The answer boiled down to one word: Fear.
 
Fear and I go way back. Her presence inexplicably comforts me even though she can wreak havoc on my life, reminding me of a self more imagined than real.
 
Fear is best at derailing my writing. Her whispers—you’re not good enough, you have nothing important to say, you’re more lucky than skilled—made writing excruciating. Every. Single. Moment.
 
It is excruciating still. Sometimes. And the distance between always and sometimes is a huge win.
 
The journey to this point has not been easy. Fear is a worthy adversary, even for a psychologist trained in ways to cope with emotions. And I’m not alone. Many writers struggle with Fear in what appears to be a losing battle. And that’s not okay. Because Fear is vulnerable, wins are possible.
 
It’s worth repeating: wins are possible. Here are a few ways I use science to help me (and my clients) triumph over Fear.
 
Pull Fear from Darkness to Light
I thought I could hide from Fear. Crouched in shadows, I held my breath and waited for her to recede. But the dark is no place to face Fear. Avoidance feeds fear, helps her seem larger than life, uncontrollable.
 
Pulling Fear into the light makes her more tangible. The more visible Fear is—her contours and angles—the easier to deal with her.
 
So I named her and her goal. This is Fear, a.k.a. Imposter Syndrome and Anxiety. She tries hard to keep me from writing.
 
This small step makes Fear easier to recognize. Hello, Fear. I see you’re back.
 
Acknowledging Fear before she does damage opens the space to bring her—and myself—out of the shadows. In the light, I’ve discovered that…
 
Fear has preferences
Fear loves to, prefers to, show up when I’m writing something new (like this blog post) or writing in a new(ish) voice (e.g., autobiographic) or writing with others I admire. It sucks when all these things intersect, which is happening more and more.

Fear has stamina problems
Fear is strongest early in the writing process. She knows if she keeps me from starting or stops me from finding my rhythm, she wins. Her strength, though, wanes over time. Knowing she can be beat means it’s vital I write through Fear.
 
Fear has selective memory
Fear is amazing at recalling harsh critiques. Gentle critiques? No worries, Fear can sharpen them until their points penetrate any armor.
 
Positive feedback? In those rare moments of recall, Fear is adept at distorting the message or messenger. She only said she liked it; it must be crap if she didn’t love it. He’s too nice to tell me the truth.
 
Recognizing that Fear’s whispers aren’t my full truth is an ongoing struggle; Fear’s voice sounds deceptively like mine. But I’ve found effective interventions. One is creating a gentle counter-narrative that challenges Fear’s penchant for the negative. My writing is good enough. I chant this mantra each time Fear starts her whispers. I initially repeat it without conviction knowing that writing as if I believe still works.

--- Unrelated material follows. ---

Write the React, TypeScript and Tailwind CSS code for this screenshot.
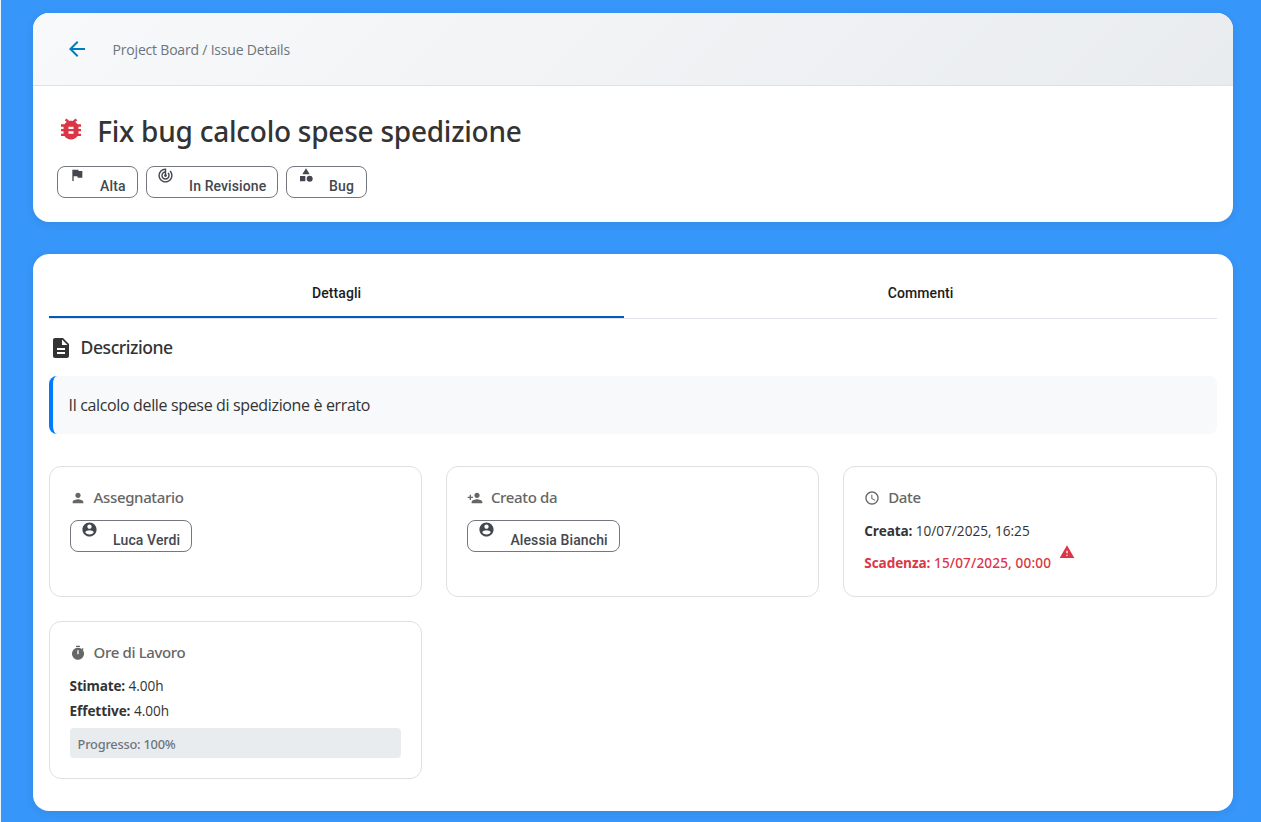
import type { ReactNode } from 'react';
import {
  MdArrowBack,
  MdBugReport,
  MdCategory,
  MdDescription,
  MdFlag,
  MdPerson,
  MdPersonAdd,
  MdTrackChanges,
  MdWarning,
} from 'react-icons/md';

function ClockIcon() {
  return (
    <svg viewBox="0 0 24 24" className="size-4" fill="currentColor">
      <path d="M11.99 2C6.47 2 2 6.48 2 12s4.47 10 9.99 10C17.52 22 22 17.52 22 12S17.52 2 11.99 2zM12 20c-4.42 0-8-3.58-8-8s3.58-8 8-8 8 3.58 8 8-3.58 8-8 8zm.5-13H11v6l5.25 3.15.75-1.23-4.5-2.67z" />
    </svg>
  );
}

function TimerIcon() {
  return (
    <svg viewBox="0 0 24 24" className="size-4" fill="currentColor">
      <path d="M9 1h6v2H9zM19.03 7.39l1.42-1.42c-.43-.51-.9-.99-1.41-1.41l-1.42 1.42A8.96 8.96 0 0 0 12 4c-4.97 0-9 4.03-9 9s4.02 9 9 9a8.994 8.994 0 0 0 7.03-14.61zM13 14h-2V8h2v6z" />
    </svg>
  );
}

function AccountIcon() {
  return (
    <svg viewBox="0 0 24 24" className="-ml-px size-[17px]" fill="currentColor">
      <path d="M12 2C6.48 2 2 6.48 2 12s4.48 10 10 10 10-4.48 10-10S17.52 2 12 2zm0 3c1.66 0 3 1.34 3 3s-1.34 3-3 3-3-1.34-3-3 1.34-3 3-3zm0 14.2c-2.5 0-4.71-1.28-6-3.22.03-1.99 4-3.08 6-3.08 1.99 0 5.97 1.09 6 3.08-1.29 1.94-3.5 3.22-6 3.22z" />
    </svg>
  );
}

function Chip({ icon, label, width }: { icon: ReactNode; label: string; width: string }) {
  return (
    <div className={`flex h-8 items-start rounded-lg border border-[#74777f] pl-[11px] text-[#44474e] ${width}`}>
      <span className="flex w-[31.5px] shrink-0">{icon}</span>
      <span className="mt-[9px] whitespace-nowrap font-[Roboto,sans-serif] text-sm/5 font-medium tracking-[0.1px]">
        {label}
      </span>
    </div>
  );
}

function InfoCard({ icon, title, children }: { icon: ReactNode; title: string; children: ReactNode }) {
  return (
    <section className="rounded-xl border border-[#e0e0e0] p-5">
      <h3 className="flex h-[21px] items-center text-[#666]">
        <span className="flex w-6">{icon}</span>
        <span className="font-['Noto_Sans',sans-serif] text-[15px] font-medium tracking-[-0.36px] whitespace-nowrap">{title}</span>
      </h3>
      {children}
    </section>
  );
}

export default function App() {
  return (
    <div className="h-[822px] overflow-hidden border-l border-[#eaf3fe] bg-[#3796f9] pt-[13px] pl-[31.6px] font-['Open_Sans','Noto_Sans',sans-serif] text-[#333]">
      <div className="h-[209px] w-[1200px] overflow-hidden rounded-2xl bg-white shadow-[0_2px_8px_rgba(0,0,0,0.08)]">
        <header className="flex h-[73px] items-center border-b border-[#dee2e6] bg-linear-135 from-[#f8f9fa] to-[#e9ecef] pl-8">
          <MdArrowBack className="size-6 text-[#007bbd]" />
          <span className="ml-6 text-[14px] tracking-[-0.2px] text-[#6c757d]">Project Board / Issue Details</span>
        </header>
        <div className="px-6 pt-[22px]">
          <div className="flex h-[46px] items-center">
            <MdBugReport preserveAspectRatio="none" className="mb-1 -ml-px h-7 w-[30px] text-[#dc3545]" />
            <h1 className="ml-[11.6px] font-['Noto_Sans',sans-serif] text-[28px] font-medium tracking-[-0.24px] whitespace-nowrap">
              Fix bug calcolo spese spedizione
            </h1>
          </div>
          <div className="mt-3 flex gap-2">
            <Chip icon={<MdFlag className="size-4" />} label="Alta" width="w-[81px]" />
            <Chip icon={<MdTrackChanges className="-ml-px size-[17px]" />} label="In Revisione" width="w-[132px]" />
            <Chip icon={<MdCategory className="size-4" />} label="Bug" width="w-[81px]" />
          </div>
        </div>
      </div>

      <main className="mt-8 h-[557px] w-[1200px] rounded-2xl bg-white p-4 shadow-[0_2px_8px_rgba(0,0,0,0.08)]">
        <nav className="flex h-[49px] border-b border-[#e1e2ec] font-[Roboto,sans-serif] text-sm font-medium tracking-[0.1px] text-[#1a1b1f]">
          <button className="h-12 w-[575px] border-b-2 border-[#005cbb] pl-px">Dettagli</button>
          <button className="h-12 flex-1 pb-0.5 pl-px">Commenti</button>
        </nav>
        <h2 className="mt-[17px] flex h-6 items-center">
          <MdDescription className="size-6" />
          <span className="mb-0.5 ml-2 font-['Noto_Sans',sans-serif] text-[17.6px] font-medium tracking-[-0.48px]">Descrizione</span>
        </h2>
        <p className="mt-4 flex h-[58px] items-center rounded-lg border-l-4 border-[#007bff] bg-[#f8f9fa] pl-4 text-base tracking-[-0.35px]">
          Il calcolo delle spese di spedizione è errato
        </p>
        <div className="mt-8 grid grid-cols-3 grid-rows-[131px_158px] gap-6">
          <InfoCard icon={<MdPerson className="size-4" />} title="Assegnatario">
            <div className="mt-3">
              <Chip icon={<AccountIcon />} label="Luca Verdi" width="w-[122px]" />
            </div>
          </InfoCard>
          <InfoCard icon={<MdPersonAdd className="size-4" />} title="Creato da">
            <div className="mt-3">
              <Chip icon={<AccountIcon />} label="Alessia Bianchi" width="w-[153px]" />
            </div>
          </InfoCard>
          <InfoCard icon={<ClockIcon />} title="Date">
            <p className="mt-3 text-[13.6px]/[22px]">
              <b className="tracking-[-0.15px]">Creata:</b> 10/07/2025, 16:25
            </p>
            <p className="mt-0.5 flex h-[30px] items-start font-['Noto_Sans',sans-serif] text-[13.6px]/[22px] font-medium text-[#dc3545]">
              <span className="mt-2 tracking-[0.14px] whitespace-pre"><b className="font-['Open_Sans',sans-serif] tracking-[-0.1px]">Scadenza:</b> 15/07/2025, 00:00</span>
              <MdWarning className="ml-2 size-4" />
            </p>
          </InfoCard>
          <InfoCard icon={<TimerIcon />} title="Ore di Lavoro">
            <p className="mt-3 text-[13.6px]/[22px]">
              <b className="tracking-[-0.2px]">Stimate:</b> 4.00h
            </p>
            <p className="mt-[3px] text-[13.6px]/[22px]">
              <b className="tracking-[-0.1px]">Effettive:</b> 4.00h
            </p>
            <div className="mt-1.5 flex h-[30px] items-center rounded bg-[#e9ecef] pt-1 pl-2 font-['Noto_Sans',sans-serif] text-[12.8px] font-medium tracking-[-0.22px] text-[#6c757d]">
              Progresso: 100%
            </div>
          </InfoCard>
        </div>
      </main>
    </div>
  );
}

Compiling positive feedback into an easily accessible document is another way I challenge Fear’s whispers. Savoring the positive emotions that come up while reading the feedback dials down Fear’s volume, which makes hearing my counter-narrative easier.

Shame is Fear’s superpower
Fear thrives on shame, a feeling of unworthiness. The result: a pull to hide Fear, to perform (or fake!) a competence and ease in writing that I don’t truly feel. This inauthenticity only amplifies my shame which in turn amplifies my desire to perform.
 
Vulnerability is Fear’s kryptonite
Breaking out of the shame-performance cycle requires vulnerability. By vulnerability, I mean taking the risk to speak my writing truth to other writers, repeatedly. Why? Sharing Fear with empathic others makes her burden easier to bear. Equally important, it reminds me I’m not alone...and neither are you. Fear is a part of our lives, even those academics who make writing look easy.   
 
Caveat: For women of color, hiding Fear can be an adaptive way to cope with daily indignities and systemic oppression. So be gentle with yourself if enacting vulnerability takes time. A trusting network of confidantes is something that must be nurtured to grow. Organizing a writing sister circle whose expressed goal is to provide compassionate accountability is one place to start.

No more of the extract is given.